Von außen sind die F. entweder unmittelbar von der Straße zugänglich, oder es ist ihnen ein Vestibulum vorgelegt, d. h. die Türe liegt nicht gleich am Anfang des von der Straße ins Atrium führenden Ganges, sondern etwas weiter einwärts, so daß sie ihn in zwei Teile teilt, von denen der äußere, auf die Straße geöffnete vestibulum, der innere, auf das Atrium geöffnete F. heißt. Hierüber s. Vestibulum.
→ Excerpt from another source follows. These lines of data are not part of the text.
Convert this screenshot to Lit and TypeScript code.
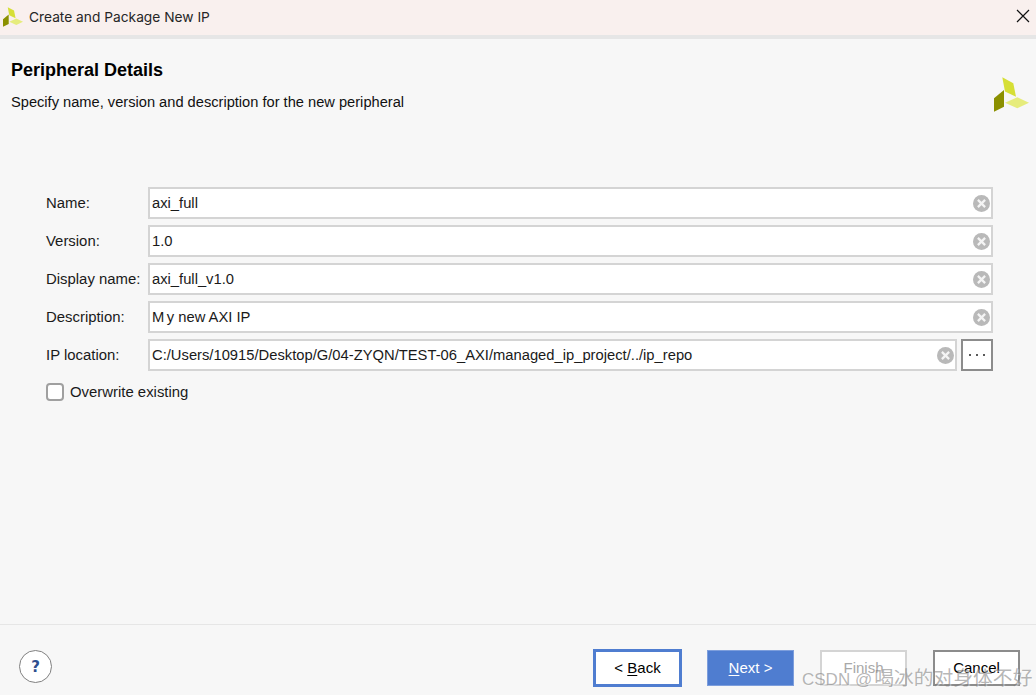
import { LitElement, html, css, svg } from "lit";
import { customElement } from "lit/decorators.js";

const logo = (cls: string) => html`<svg class=${cls} viewBox="0 0 35 35">
  ${svg`<polygon points="8.3,0.3 19.3,6.3 22,19.7 11,14.5" fill="#d6df36"/>
  <polygon points="10,13 10,29.7 0,34.7 0,21.3" fill="#8b9000"/>
  <polygon points="23.3,20.3 35,25.7 23.3,31.3 11,25.7" fill="#e6ec7c"/>`}
</svg>`;

const clearIcon = html`<svg class="clear" viewBox="0 0 16 16">
  ${svg`<circle cx="8" cy="8" r="8" fill="#b9b9b9"/>
  <path d="M4.6 4.6L11.4 11.4M11.4 4.6L4.6 11.4" stroke="#f4f4f4" stroke-width="2.1" fill="none"/>`}
</svg>`;

@customElement("app-root")
export class AppRoot extends LitElement {
  static styles = css`
    :host {
      display: flex;
      flex-direction: column;
      position: relative;
      width: 1036px;
      height: 695px;
      overflow: hidden;
      background: #f7f7f7;
      color: #1a1a1a;
      font-family: "Liberation Sans", Arial, sans-serif;
      font-size: 15px;
    }
    .titlebar {
      flex: none;
      height: 35px;
      box-sizing: content-box;
      display: flex;
      align-items: center;
      background: #f9f0ee;
      border-bottom: 4px solid #e6e6e6;
      padding-left: 3px;
    }
    .titlebar .small { width: 20px; height: 20px; margin-top: -2px; }
    .titlebar .title {
      margin-left: 6px;
      font-family: Inter, "Liberation Sans", sans-serif;
      font-size: 13.75px;
      color: #262626;
      margin-top: -2px;
    }
    .close { margin-left: auto; width: 14px; height: 14px; margin-right: 6px; margin-top: -3px; }
    .header {
      flex: none;
      display: flex;
      justify-content: space-between;
      height: 148px;
      box-sizing: border-box;
      padding: 21px 7px 0 11px;
    }
    h1 {
      margin: 0;
      font-size: 18px;
      line-height: 20px;
      font-weight: 700;
      color: #000;
    }
    .sub { margin-top: 13px; line-height: 18px; font-size: 14.65px; color: #111; }
    .big { width: 35px; height: 35px; margin-top: 17px; }
    .form {
      flex: 1;
      display: grid;
      grid-template-columns: 102px 1fr 32px;
      grid-auto-rows: 32px;
      row-gap: 6px;
      align-items: center;
      align-content: start;
      padding: 0 43px 0 46px;
    }
    label { font-size: 14.9px; padding-bottom: 1px; }
    .field {
      grid-column: 2 / 4;
      height: 32px;
      box-sizing: border-box;
      display: flex;
      align-items: center;
      justify-content: space-between;
      background: #fff;
      border: 2px solid #d4d4d4;
      padding: 0 1px 0 2px;
      color: #1a1a1a;
      font-size: 14.75px;
      white-space: nowrap;
    }
    .field.short { grid-column: 2; margin-right: 4px; }
    .kern { margin-left: 2.5px; }
    .clear { width: 17px; height: 17px; flex: none; }
    .dots {
      height: 32px;
      box-sizing: border-box;
      border: 2px solid #8c8c8c;
      background: #fff;
      display: flex;
      align-items: center;
      justify-content: center;
      gap: 5px;
    }
    .dots i { width: 2px; height: 2px; background: #222; border-radius: 50%; }
    .check {
      grid-column: 1 / 4;
      display: flex;
      align-items: center;
      gap: 6px;
      height: 20px;
      margin-top: -3px;
      font-size: 14.9px;
    }
    .box {
      width: 18px;
      height: 18px;
      box-sizing: border-box;
      border: 2px solid #a0a0a0;
      border-radius: 4px;
      background: #fff;
    }
    .footer {
      flex: none;
      height: 71px;
      box-sizing: border-box;
      border-top: 1px solid #e6e6e6;
      display: flex;
      align-items: flex-start;
      padding: 24px 16px 0 19px;
    }
    .help {
      width: 33px;
      height: 33px;
      box-sizing: border-box;
      border: 1.5px solid #808080;
      border-radius: 50%;
      background: #fff;
      color: #2f4f8f;
      font-family: "DejaVu Sans", sans-serif;
      font-weight: 700;
      font-size: 15px;
      display: flex;
      align-items: center;
      justify-content: center;
      margin-top: 1px;
    }
    .buttons { margin-left: auto; display: flex; align-items: flex-start; }
    .btn {
      height: 36px;
      width: 87px;
      box-sizing: border-box;
      display: flex;
      align-items: center;
      justify-content: center;
      white-space: pre;
      background: #fff;
      color: #000;
      margin-top: 1px;
      padding-bottom: 1px;
    }
    .back { width: 89px; height: 38px; border: 3px solid #4f7dd0; margin-top: 0; margin-right: 25px; }
    .next { background: #4f7dd0; color: #fff; border: 1px solid #7d9edc; margin-right: 26px; }
    .finish { border: 2px solid #d4d4d4; color: #a8a8a8; margin-right: 26px; }
    .cancel { border: 2px solid #8c8c8c; }
    u { text-underline-offset: 2px; }
    .mark {
      position: absolute;
      left: 802px;
      top: 666px;
      font-family: "Liberation Sans", "Noto Sans CJK SC", sans-serif;
      font-size: 17px;
      line-height: 24px;
      color: rgba(120, 120, 120, 0.55);
      white-space: nowrap;
      text-shadow: 1px 1px 1px rgba(255, 255, 255, 0.5);
    }
    .mark b { font-weight: 400; font-size: 19.8px; margin-left: 2px; }
  `;

  private row(label: string, value: unknown) {
    return html`<label>${label}</label>
      <div class="field"><span>${value}</span>${clearIcon}</div>`;
  }

  render() {
    return html`
      <div class="titlebar">
        ${logo("small")}
        <span class="title">Create and Package New IP</span>
        <svg class="close" viewBox="0 0 14 14">
          ${svg`<path d="M1 1L13 13M13 1L1 13" stroke="#111" stroke-width="1.2" fill="none"/>`}
        </svg>
      </div>
      <div class="header">
        <div>
          <h1>Peripheral Details</h1>
          <div class="sub">Specify name, version and description for the new peripheral</div>
        </div>
        ${logo("big")}
      </div>
      <div class="form">
        ${this.row("Name:", "axi_full")}
        ${this.row("Version:", "1.0")}
        ${this.row("Display name:", "axi_full_v1.0")}
        ${this.row("Description:", html`M<span class="kern">y</span> new AXI IP`)}
        <label>IP location:</label>
        <div class="field short">
          <span>C:/Users/10915/Desktop/G/04-ZYQN/TEST-06_AXI/managed_ip_project/../ip_repo</span>${clearIcon}
        </div>
        <div class="dots"><i></i><i></i><i></i></div>
        <div class="check"><div class="box"></div><span>Overwrite existing</span></div>
      </div>
      <div class="footer">
        <div class="help">?</div>
        <div class="buttons">
          <div class="btn back">&lt; <u>B</u>ack</div>
          <div class="btn next"><u>N</u>ext &gt;</div>
          <div class="btn finish">Finish</div>
          <div class="btn cancel">Cancel</div>
        </div>
      </div>
      <div class="mark">CSDN @<b>喝冰的对身体不好</b></div>
    `;
  }
}
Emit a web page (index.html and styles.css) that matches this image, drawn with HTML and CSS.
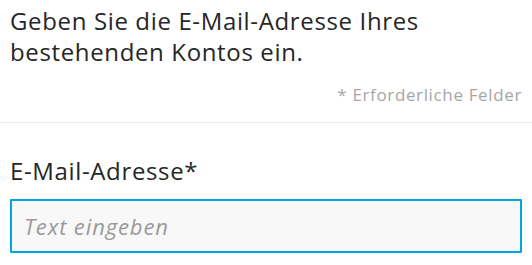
FILE: index.html
```html
<!DOCTYPE html>
<html lang="de">
<head>
    <meta charset="UTF-8">
    <meta name="viewport" content="width=device-width, initial-scale=1.0">
    <title>Konto anmelden</title>
    <link rel="stylesheet" href="styles.css">
</head>
<body>
    <div class="intro">
        <p class="intro-text">Geben Sie die E-Mail-Adresse Ihres bestehenden Kontos ein.</p>
        <p class="required-note">* Erforderliche Felder</p>
    </div>

    <div class="form-section">
        <label class="field-label" for="email">E-Mail-Adresse*</label>
        <input class="text-input" id="email" type="email" placeholder="Text eingeben">
    </div>
</body>
</html>
```

FILE: styles.css
```css
body {
    margin: 0;
    background: #fff;
    color: #262626;
    font-family: "Open Sans", "Noto Sans", sans-serif;
    letter-spacing: 0.04em;
}
.intro {
    padding: 0 10px 16px;
    border-bottom: 1px solid #ececec;
}
.intro-text {
    margin: 0;
    padding-top: 5px;
    font-size: 24px;
    line-height: 31px;
}
.required-note {
    margin: 17px 0 0;
    text-align: right;
    font-size: 17px;
    line-height: 22px;
    color: #a6a6a6;
}
.form-section {
    padding: 33px 10px 0;
}
.field-label {
    display: block;
    font-size: 24px;
    line-height: 30px;
    margin-bottom: 13px;
}
.text-input {
    display: block;
    box-sizing: border-box;
    width: 100%;
    height: 54px;
    margin: 0;
    padding: 0 12px;
    border: 2px solid #00a6de;
    border-radius: 1px;
    background: #f8f8f8;
    font-family: inherit;
    font-size: 22px;
    letter-spacing: 0.04em;
    color: #262626;
    outline: none;
}
.text-input::placeholder {
    color: #9a9a9a;
    font-style: italic;
}
```
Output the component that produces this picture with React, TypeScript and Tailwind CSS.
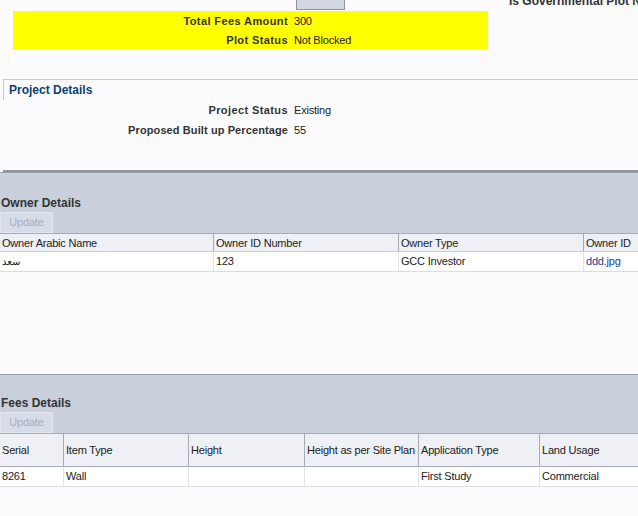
import React from "react";

const font = { fontFamily: '"Liberation Sans", Arial, sans-serif' };

const ownerCols = [
  { label: "Owner Arabic Name", w: "w-[213px]" },
  { label: "Owner ID Number", w: "w-[185px]" },
  { label: "Owner Type", w: "w-[185px]" },
  { label: "Owner ID", w: "w-[80px]" },
];

const feeCols = [
  { label: "Serial", w: "w-[63px]" },
  { label: "Item Type", w: "w-[125px]" },
  { label: "Height", w: "w-[116px]" },
  { label: "Height as per Site Plan", w: "w-[114px]" },
  { label: "Application Type", w: "w-[121px]" },
  { label: "Land Usage", w: "w-[110px]" },
];

const UpdateButton = () => (
  <div className="w-[53px] h-[21px] bg-[#d7dde8] border border-[#e2e6ee] flex items-center justify-center text-[11px] text-[#a9adb5] tracking-[-0.2px]">
    Update
  </div>
);

const Band = ({ title, tall }: { title: string; tall?: boolean }) => (
  <div className={`bg-[#c9d0dc] border-t border-[#9aa1ad] flex flex-col justify-end ${tall ? "h-[61px]" : "h-[59px]"}`}>
    <div className="pl-[1px] text-[12px] font-bold text-[#333] leading-[16px] mb-[1px] whitespace-nowrap">{title}</div>
    <UpdateButton />
  </div>
);

export default function App() {
  return (
    <div className="w-[638px] h-[516px] overflow-hidden bg-[#fbfbfd] text-[#222]" style={font}>
      {/* top strip */}
      <div className="h-[11px] flex overflow-hidden">
        <div className="w-[296px] shrink-0" />
        <div className="w-[49px] h-[10px] shrink-0 bg-[#d2d7e2] border-x border-b border-[#8d939e]" />
        <div className="w-[164px] shrink-0" />
        <div className="shrink-0 mt-[-6px] text-[12px] font-bold text-[#333] whitespace-nowrap leading-[14px]">Is Governmental Plot N</div>
      </div>

      {/* yellow block */}
      <div className="ml-[13px] w-[475px] h-[38px] bg-[#ffff00] pt-[1px]">
        <div className="grid grid-cols-[275px_1fr] gap-x-[6px] text-[11px] leading-[19px]">
          <div className="text-right font-bold text-[#333] tracking-[0.4px]">Total Fees Amount</div>
          <div className="tracking-[-0.2px]">300</div>
          <div className="text-right font-bold text-[#333] tracking-[0.4px]">Plot Status</div>
          <div className="tracking-[-0.2px]">Not Blocked</div>
        </div>
      </div>

      {/* project details */}
      <div className="mt-[30px] ml-[3px] h-[93px] border-t border-[#c4c8d0] border-b-2 border-b-[#8f96a2]">
        <div className="h-[20px] border-l border-[#c4c8d0] pl-[5px] text-[12px] font-bold text-[#0d3f6e] leading-[20px]">
          Project Details
        </div>
        <div className="grid grid-cols-[285px_1fr] gap-x-[6px] text-[11px] leading-[20px]">
          <div className="text-right font-bold text-[#333] tracking-[0.4px]">Project Status</div>
          <div className="tracking-[-0.2px]">Existing</div>
          <div className="text-right font-bold text-[#333] tracking-[0.1px]">Proposed Built up Percentage</div>
          <div className="tracking-[-0.2px]">55</div>
        </div>
      </div>

      {/* owner details */}
      <Band title="Owner Details" tall />
      <div className="h-[141px]">
        <div className="flex h-[19px] bg-[#eef0f5] border-t border-[#a6abb5] border-b border-b-[#c9ccd3]">
          {ownerCols.map((c, i) => (
            <div key={c.label} className={`${c.w} shrink-0 text-[11px] leading-[18px] pl-[2px] tracking-[-0.2px] whitespace-nowrap ${i > 0 ? "border-l border-[#a6abb5]" : ""}`}>
              {c.label}
            </div>
          ))}
        </div>
        <div className="flex h-[20px] bg-white border-b border-[#dcdde1] text-[11px] leading-[19px] tracking-[-0.2px]">
          <div className="w-[213px] shrink-0 pl-[2px]" style={{ fontFamily: '"DejaVu Sans", sans-serif', fontSize: 10 }}>سعد</div>
          <div className="w-[185px] shrink-0 pl-[2px] border-l border-[#e3e4e8]">123</div>
          <div className="w-[185px] shrink-0 pl-[2px] border-l border-[#e3e4e8]">GCC Investor</div>
          <div className="w-[80px] shrink-0 pl-[2px] border-l border-[#e3e4e8] text-[#1a3d99]">ddd.jpg</div>
        </div>
      </div>

      {/* fees details */}
      <Band title="Fees Details" />
      <div className="flex h-[34px] bg-[#eef0f5] border-t border-[#a6abb5] border-b border-b-[#a6abb5]">
        {feeCols.map((c, i) => (
          <div key={c.label} className={`${c.w} shrink-0 text-[11px] flex items-center pl-[2px] tracking-[-0.2px] whitespace-nowrap ${i > 0 ? "border-l border-[#a6abb5]" : ""}`}>
            {c.label}
          </div>
        ))}
      </div>
      <div className="flex h-[20px] bg-white border-b border-[#dcdde1] text-[11px] leading-[19px] tracking-[-0.2px]">
        <div className="w-[63px] shrink-0 pl-[2px]">8261</div>
        <div className="w-[125px] shrink-0 pl-[2px] border-l border-[#e3e4e8]">Wall</div>
        <div className="w-[116px] shrink-0 pl-[2px] border-l border-[#e3e4e8]" />
        <div className="w-[114px] shrink-0 pl-[2px] border-l border-[#e3e4e8]" />
        <div className="w-[121px] shrink-0 pl-[2px] border-l border-[#e3e4e8]">First Study</div>
        <div className="w-[110px] shrink-0 pl-[2px] border-l border-[#e3e4e8]">Commercial</div>
      </div>
    </div>
  );
}
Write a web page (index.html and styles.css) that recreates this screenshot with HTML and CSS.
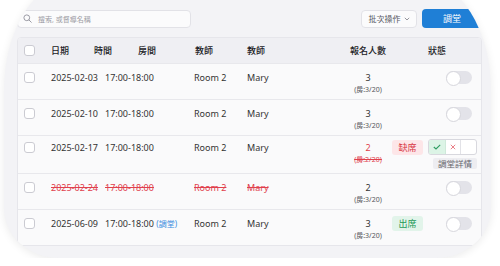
FILE: index.html
```html
<!DOCTYPE html>
<html lang="zh-Hant">

<head>
  <meta charset="UTF-8">
  <meta name="viewport" content="width=device-width, initial-scale=1.0">
  <title>課堂列表</title>
  <link rel="stylesheet" href="styles.css">
</head>

<body>
  <div class="screen">
    <div class="toolbar">
      <div class="search">
        <svg class="search-icon" width="9" height="9" viewBox="0 0 10 10">
          <circle cx="4.2" cy="4.2" r="3.2" fill="none" stroke="#9a9aa3" stroke-width="1.1" />
          <line x1="6.6" y1="6.6" x2="9.2" y2="9.2" stroke="#9a9aa3" stroke-width="1.1" stroke-linecap="round" />
        </svg>
        <span class="placeholder">搜索, 或督導名稱</span>
      </div>
      <div class="spacer"></div>
      <button class="btn-batch">批次操作
        <svg width="6" height="4" viewBox="0 0 6 4">
          <polyline points="0.8,0.8 3,3 5.2,0.8" fill="none" stroke="#8a8a93" stroke-width="0.9" />
        </svg>
      </button>
      <button class="btn-primary">調堂</button>
    </div>

    <div class="table">
      <div class="thead">
        <span class="check"></span>
        <span>日期</span>
        <span>時間</span>
        <span>房間</span>
        <span>教師</span>
        <span>教師</span>
        <span class="count">報名人數</span>
        <span class="th-status">狀態</span>
      </div>

      <div class="row">
        <span class="check"></span>
        <span>2025-02-03</span>
        <span>17:00-18:00</span>
        <span>Room 2</span>
        <span>Mary</span>
        <div class="count">3<small>(房:3/20)</small></div>
        <div class="status">
          <span class="badge-slot"></span>
          <span class="switch"></span>
        </div>
      </div>

      <div class="row">
        <span class="check"></span>
        <span>2025-02-10</span>
        <span>17:00-18:00</span>
        <span>Room 2</span>
        <span>Mary</span>
        <div class="count">3<small>(房:3/20)</small></div>
        <div class="status">
          <span class="badge-slot"></span>
          <span class="switch"></span>
        </div>
      </div>

      <div class="row row-tall">
        <span class="check"></span>
        <span>2025-02-17</span>
        <span>17:00-18:00</span>
        <span>Room 2</span>
        <span>Mary</span>
        <div class="count red">2<small class="strike">(房:2/20)</small></div>
        <div class="status">
          <span class="badge badge-absent">缺席</span>
          <div class="mark">
            <div class="seg">
              <span class="seg-ok">
                <svg width="8" height="6" viewBox="0 0 8 6">
                  <polyline points="0.8,3 3,5 7.2,0.8" fill="none" stroke="#2f9e62" stroke-width="1.1" />
                </svg>
              </span>
              <span class="seg-no">
                <svg width="6" height="6" viewBox="0 0 6 6">
                  <path d="M0.8 0.8 L5.2 5.2 M5.2 0.8 L0.8 5.2" stroke="#e8727b" stroke-width="0.9" />
                </svg>
              </span>
              <span class="seg-empty"></span>
            </div>
            <span class="detail">調堂詳情</span>
          </div>
        </div>
      </div>

      <div class="row cancelled">
        <span class="check"></span>
        <span class="strike">2025-02-24</span>
        <span class="strike">17:00-18:00</span>
        <span class="strike">Room 2</span>
        <span class="strike">Mary</span>
        <div class="count">2<small>(房:3/20)</small></div>
        <div class="status">
          <span class="badge-slot"></span>
          <span class="switch"></span>
        </div>
      </div>

      <div class="row">
        <span class="check"></span>
        <span>2025-06-09</span>
        <span>17:00-18:00 <a class="moved" href="#">(調堂)</a></span>
        <span>Room 2</span>
        <span>Mary</span>
        <div class="count">3<small>(房:3/20)</small></div>
        <div class="status">
          <span class="badge badge-present">出席</span>
          <span class="switch"></span>
        </div>
      </div>
    </div>
  </div>
</body>

</html>
```

FILE: styles.css
```css
* {
  box-sizing: border-box;
  margin: 0;
  padding: 0;
  font-family: "Noto Sans", "Noto Sans CJK TC", sans-serif;
}

body {
  background-color: #ffffff;
  color: #333333;
  overflow: hidden;
}

.screen {
  width: 487px;
  height: 278px;
  margin: -20px 9px 0 4px;
  padding: 29px 9px 0 13px;
  background-color: #f3f3f6;
  border-radius: 70px 70px 55px 55px / 110px 110px 50px 50px;
  box-shadow: 0 2px 8px rgba(0, 0, 0, 0.08);
  overflow: hidden;
}

/* toolbar */

.toolbar {
  display: flex;
  align-items: center;
  gap: 5px;
  height: 19px;
}

.spacer {
  flex: 1;
}

.search {
  width: 174px;
  height: 18px;
  display: flex;
  align-items: center;
  gap: 6px;
  padding-left: 5px;
  background-color: #fbfbfc;
  border: 1px solid #e2e2e7;
  border-radius: 4px;
}

.placeholder {
  font-size: 7px;
  color: #9c9ca4;
}

.btn-batch {
  width: 56px;
  height: 18px;
  display: flex;
  align-items: center;
  justify-content: center;
  gap: 3px;
  font-size: 8px;
  color: #55555c;
  background-color: #fbfbfc;
  border: 1px solid #e2e2e7;
  border-radius: 4px;
}

.btn-primary {
  width: 60px;
  height: 19px;
  font-size: 9px;
  color: #ffffff;
  background-color: #1f7fd6;
  border: none;
  border-radius: 4px;
}

/* table */

.table {
  margin-top: 9px;
  background-color: #fafafb;
  border: 1px solid #e6e6eb;
  border-radius: 4px;
  overflow: hidden;
}

.thead,
.row {
  display: grid;
  padding-left: 6px;
  font-size: 9px;
}

.thead {
  grid-template-columns: 27px 43px 44px 57px 52px 97px 48px 1fr;
  align-items: center;
  height: 25px;
  background-color: #efeff3;
  color: #222226;
  font-weight: 500;
}

.th-status {
  padding-left: 36px;
}

.row {
  grid-template-columns: 27px 54px 89px 53px 97px 48px 1fr;
  align-items: start;
  padding-top: 6px;
  padding-bottom: 5px;
  line-height: 15px;
  border-top: 1px solid #e8e8ec;
}

.row-tall {
  padding-top: 4px;
  padding-bottom: 4px;
}

.check {
  display: block;
  width: 11px;
  height: 11px;
  margin-top: 2px;
  background-color: #ffffff;
  border: 1px solid #cbcbd2;
  border-radius: 3px;
}

.thead .check {
  margin-top: 0;
}

.count {
  text-align: center;
}

.count small {
  display: block;
  font-size: 7px;
  line-height: 9px;
  color: #555559;
}

.red,
.count.red small {
  color: #e0404c;
}

.strike {
  text-decoration: line-through;
}

.cancelled > .strike {
  color: #e0404c;
}

.moved {
  font-size: 8px;
  color: #3a8ee0;
  text-decoration: none;
}

/* status */

.status {
  display: flex;
  align-items: flex-start;
}

.badge-slot {
  width: 31px;
}

.badge {
  width: 31px;
  height: 15px;
  font-size: 9px;
  line-height: 15px;
  text-align: center;
  border-radius: 3px;
}

.badge-absent {
  background-color: #fde6e8;
  color: #d8343f;
}

.badge-present {
  background-color: #e2f4ea;
  color: #1e9a58;
}

.switch {
  position: relative;
  width: 26px;
  height: 13px;
  margin-top: 1px;
  margin-left: 23px;
  background-color: #e3e3e9;
  border-radius: 7px;
}

.switch::after {
  content: "";
  position: absolute;
  left: 0;
  top: 0;
  width: 13px;
  height: 13px;
  background-color: #ffffff;
  border: 1px solid #d6d6dc;
  border-radius: 50%;
}

.mark {
  display: flex;
  flex-direction: column;
  margin-left: 5px;
  gap: 3px;
}

.seg {
  display: flex;
  width: 49px;
  height: 16px;
  margin-top: -1px;
  background-color: #ffffff;
  border: 1px solid #d8d8de;
  border-radius: 3px;
  overflow: hidden;
}

.seg span {
  display: flex;
  align-items: center;
  justify-content: center;
}

.seg-ok {
  width: 17px;
  background-color: #dcf4e6;
  border-right: 1px solid #cfe9da;
}

.seg-no {
  width: 15px;
  border-right: 1px solid #e2e2e7;
}

.seg-empty {
  flex: 1;
}

.detail {
  width: 44px;
  height: 11px;
  margin-left: 5px;
  font-size: 8.5px;
  line-height: 11px;
  text-align: center;
  color: #66666d;
  background-color: #ededf1;
  border-radius: 2px;
}
```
Verg. Aen. VI 273: vestibulum ante ipsum primisque in faucibus Orci stimmt mit obiger Erklärung: ante bezeichnet die dem Hause zugewandte Seite des Vestibulum, wie in der Parallelstelle II 469: vestibulum ante ipsum primoque in limine Pyrrhus exultat, wo es garnicht anders verstanden werden kann, da Pyrrhus doch nicht außerhalb des Vestibulum stehend die innerhalb desselben befindliche Türe angreifen kann. Ivanoff Ann. d. Inst. XXXI 1859. 82ff. Mau Pompeii in Leben u. Kunst 231f. Greenough Harvard studies in class. phil. I 1890, 1–12.